* Begin *

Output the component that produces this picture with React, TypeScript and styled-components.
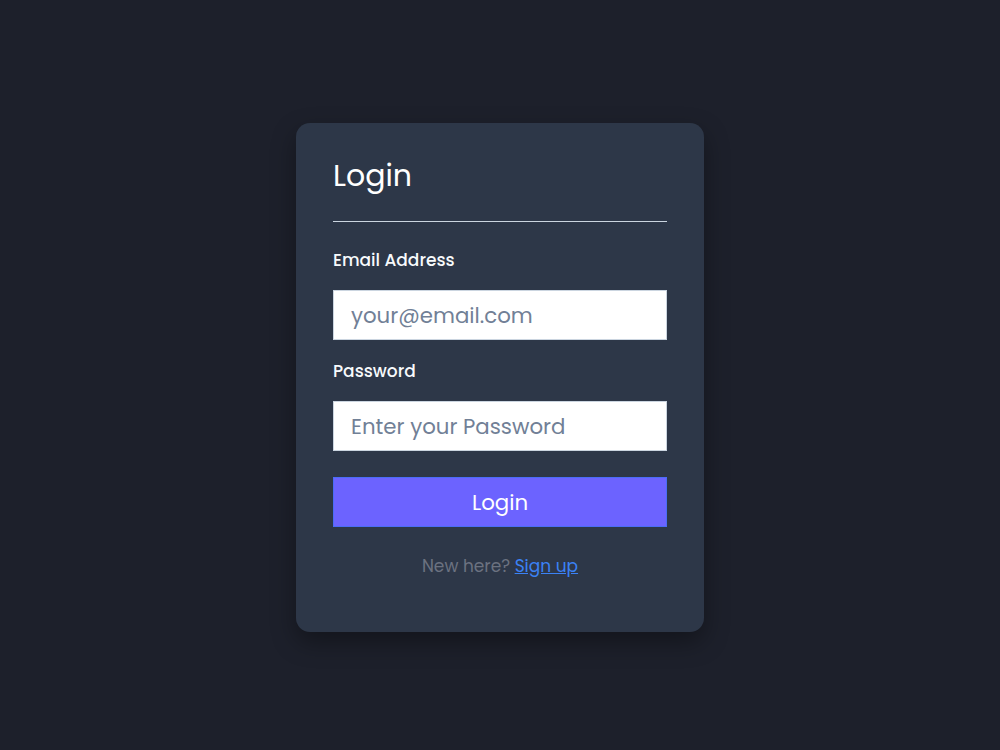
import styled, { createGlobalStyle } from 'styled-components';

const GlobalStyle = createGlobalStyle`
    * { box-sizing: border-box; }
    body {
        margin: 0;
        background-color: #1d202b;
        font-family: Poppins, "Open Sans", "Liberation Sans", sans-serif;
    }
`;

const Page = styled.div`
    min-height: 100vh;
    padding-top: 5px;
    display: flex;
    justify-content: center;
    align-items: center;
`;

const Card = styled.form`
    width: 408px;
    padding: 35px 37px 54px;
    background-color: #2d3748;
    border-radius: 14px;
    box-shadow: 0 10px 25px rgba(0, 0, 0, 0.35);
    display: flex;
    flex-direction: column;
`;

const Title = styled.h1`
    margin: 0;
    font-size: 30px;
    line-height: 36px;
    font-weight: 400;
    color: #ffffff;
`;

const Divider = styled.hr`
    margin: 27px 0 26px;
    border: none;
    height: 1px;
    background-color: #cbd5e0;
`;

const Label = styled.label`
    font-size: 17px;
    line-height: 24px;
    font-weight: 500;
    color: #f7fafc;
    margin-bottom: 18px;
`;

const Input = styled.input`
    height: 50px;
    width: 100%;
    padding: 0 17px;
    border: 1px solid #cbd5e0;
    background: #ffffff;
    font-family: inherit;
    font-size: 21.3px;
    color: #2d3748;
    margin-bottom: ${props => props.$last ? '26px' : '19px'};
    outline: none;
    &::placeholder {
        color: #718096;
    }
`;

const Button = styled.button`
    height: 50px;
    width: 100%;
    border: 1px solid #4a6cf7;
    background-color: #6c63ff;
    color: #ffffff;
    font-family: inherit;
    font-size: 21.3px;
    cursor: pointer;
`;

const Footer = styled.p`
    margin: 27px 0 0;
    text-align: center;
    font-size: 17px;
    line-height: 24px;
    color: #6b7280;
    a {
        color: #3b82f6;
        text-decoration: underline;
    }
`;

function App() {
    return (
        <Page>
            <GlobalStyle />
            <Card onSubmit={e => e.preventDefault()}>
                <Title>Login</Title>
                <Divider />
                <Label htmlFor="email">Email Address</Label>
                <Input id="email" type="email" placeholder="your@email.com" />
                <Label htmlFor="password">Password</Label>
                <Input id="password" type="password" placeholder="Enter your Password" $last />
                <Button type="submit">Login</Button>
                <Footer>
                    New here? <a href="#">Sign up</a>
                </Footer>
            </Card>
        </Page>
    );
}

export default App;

* End *

▸ Written problem: Give the data again exactly as written, with all pictures left out.

▸ Exercise answer:
Output the component that produces this picture with React, TypeScript and styled-components.
import styled, { createGlobalStyle } from 'styled-components';

const GlobalStyle = createGlobalStyle`
    * { box-sizing: border-box; }
    body {
        margin: 0;
        background-color: #1d202b;
        font-family: Poppins, "Open Sans", "Liberation Sans", sans-serif;
    }
`;

const Page = styled.div`
    min-height: 100vh;
    padding-top: 5px;
    display: flex;
    justify-content: center;
    align-items: center;
`;

const Card = styled.form`
    width: 408px;
    padding: 35px 37px 54px;
    background-color: #2d3748;
    border-radius: 14px;
    box-shadow: 0 10px 25px rgba(0, 0, 0, 0.35);
    display: flex;
    flex-direction: column;
`;

const Title = styled.h1`
    margin: 0;
    font-size: 30px;
    line-height: 36px;
    font-weight: 400;
    color: #ffffff;
`;

const Divider = styled.hr`
    margin: 27px 0 26px;
    border: none;
    height: 1px;
    background-color: #cbd5e0;
`;

const Label = styled.label`
    font-size: 17px;
    line-height: 24px;
    font-weight: 500;
    color: #f7fafc;
    margin-bottom: 18px;
`;

const Input = styled.input`
    height: 50px;
    width: 100%;
    padding: 0 17px;
    border: 1px solid #cbd5e0;
    background: #ffffff;
    font-family: inherit;
    font-size: 21.3px;
    color: #2d3748;
    margin-bottom: ${props => props.$last ? '26px' : '19px'};
    outline: none;
    &::placeholder {
        color: #718096;
    }
`;

const Button = styled.button`
    height: 50px;
    width: 100%;
    border: 1px solid #4a6cf7;
    background-color: #6c63ff;
    color: #ffffff;
    font-family: inherit;
    font-size: 21.3px;
    cursor: pointer;
`;

const Footer = styled.p`
    margin: 27px 0 0;
    text-align: center;
    font-size: 17px;
    line-height: 24px;
    color: #6b7280;
    a {
        color: #3b82f6;
        text-decoration: underline;
    }
`;

function App() {
    return (
        <Page>
            <GlobalStyle />
            <Card onSubmit={e => e.preventDefault()}>
                <Title>Login</Title>
                <Divider />
                <Label htmlFor="email">Email Address</Label>
                <Input id="email" type="email" placeholder="your@email.com" />
                <Label htmlFor="password">Password</Label>
                <Input id="password" type="password" placeholder="Enter your Password" $last />
                <Button type="submit">Login</Button>
                <Footer>
                    New here? <a href="#">Sign up</a>
                </Footer>
            </Card>
        </Page>
    );
}

export default App;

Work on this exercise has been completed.